Damit versuchte er wissenschaftliche und praktische Fragen der Keramik zu klären. Er veranlasste die Gründung der Königlichen Prüfungsanstalt für Baumaterialien 1870 (Vorläufer des Bundesamtes für Materialprüfung) und initiierte die Ziegelei-Berufsgenossenschaft für alle Ziegeleien und baukeramischen Fabriken des Deutschen Reiches, die 1885 entstand. Ferner bewirkte er die Normierung der Mauerziegel mit dem Maß von 25 x 12 x 6,5 cm. Bis dahin gab es kein einheitliches Ziegelformat. Auch als Unternehmer war er erfolgreich. Er besaß u. a. die Kronziegelei Bellin bei Ückermünde, das Gips- und Ziegelwerk Schwarzhütte bei Osterode (Harz). Gemeinsam mit Büsscher gründete und betrieb er die Fabriken für wasserdichte Baumaterialien in Eberswalde, Halle/Saale und Straßburg im Elsass. Außerdem unterhielt er ein Ingenieurbüro in Berlin, das für die Ton- und Kalkindustrie tätig war.

»In der sechsten Morgenstunde« des 3. Dezember 1900 »starb in Berlin der als Nestor der Ziegelindustrie und Erfinder des Ringofens in weitesten Kreisen bekannte Königliche Baurath Friedrich Eduard Hoffmann nach kurzem Krankenlager im 83. Lebensjahre«, schrieb das »Centralblatt der Bauverwaltung« am 8. Dezember 1900.

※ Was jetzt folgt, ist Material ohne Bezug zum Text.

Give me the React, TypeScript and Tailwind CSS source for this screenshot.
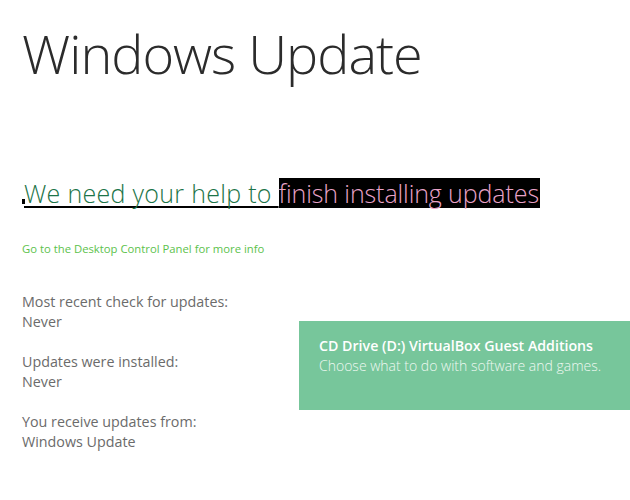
const info = [
    {label: 'Most recent check for updates:', value: 'Never'},
    {label: 'Updates were installed:', value: 'Never'},
    {label: 'You receive updates from:', value: 'Windows Update'},
]

export default function App() {
    return (
        <div className="relative w-[630px] h-[500px] bg-white overflow-hidden" style={{fontFamily: '"Open Sans", "Noto Sans", sans-serif'}}>
            <div className="pl-[22px] pt-[23px]">
                <h1 className="text-[54px] leading-[60px] font-light text-[#2b2b2b] tracking-[-1px]">Windows Update</h1>

                <div className="mt-[95px] flex items-end h-[30px]">
                    <span className="inline-block w-[3px] h-[5px] bg-black mb-[4px] -mr-[1px]"/>
                    <span className="text-[25px] leading-[30px] font-light text-[#1c7448] tracking-[0.3px] underline decoration-black decoration-[1.5px] underline-offset-[3px] [text-decoration-skip-ink:none] whitespace-pre">We need your help to </span>
                    <span className="text-[25px] leading-[30px] font-light text-[#e9a3c8] bg-black pr-[1px] tracking-[-0.1px] whitespace-pre">finish installing updates</span>
                </div>

                <p className="mt-[33px] text-[11.3px] leading-[16px] text-[#5cc24c]">Go to the Desktop Control Panel for more info</p>

                <div className="mt-[35px] flex flex-col gap-[20px] text-[14.3px] leading-[20px] text-[#6b6b6b]">
                    {info.map((item) => (
                        <div key={item.label}>
                            <p>{item.label}</p>
                            <p>{item.value}</p>
                        </div>
                    ))}
                </div>
            </div>

            {/* toast */}
            <div className="absolute left-[299px] top-[321px] w-[331px] h-[89px] bg-[#77c69b] pl-[20px] pt-[15px] text-white">
                <p className="text-[14.2px] leading-[20px] font-semibold">CD Drive (D:) VirtualBox Guest Additions</p>
                <p className="text-[14px] leading-[20px] font-light text-[#eef8f1]">Choose what to do with software and games.</p>
            </div>
        </div>
    )
}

Seine auffällige Grabstätte, bestehend aus verschieden farbigen glasierten Ziegeln aus dem eigenen Betrieb, befindet sich auf dem Dorotheenstädtisch-Friedrichswerderschen Friedhof I in der Chausseestraße 126. Seine Ringöfen sind in der Umgebung Berlins noch zu sehen – nördlich in Mildenberg bei Zehdenick ein ovaler, südwestlich in Glindow bei Werder ein runder Ofen.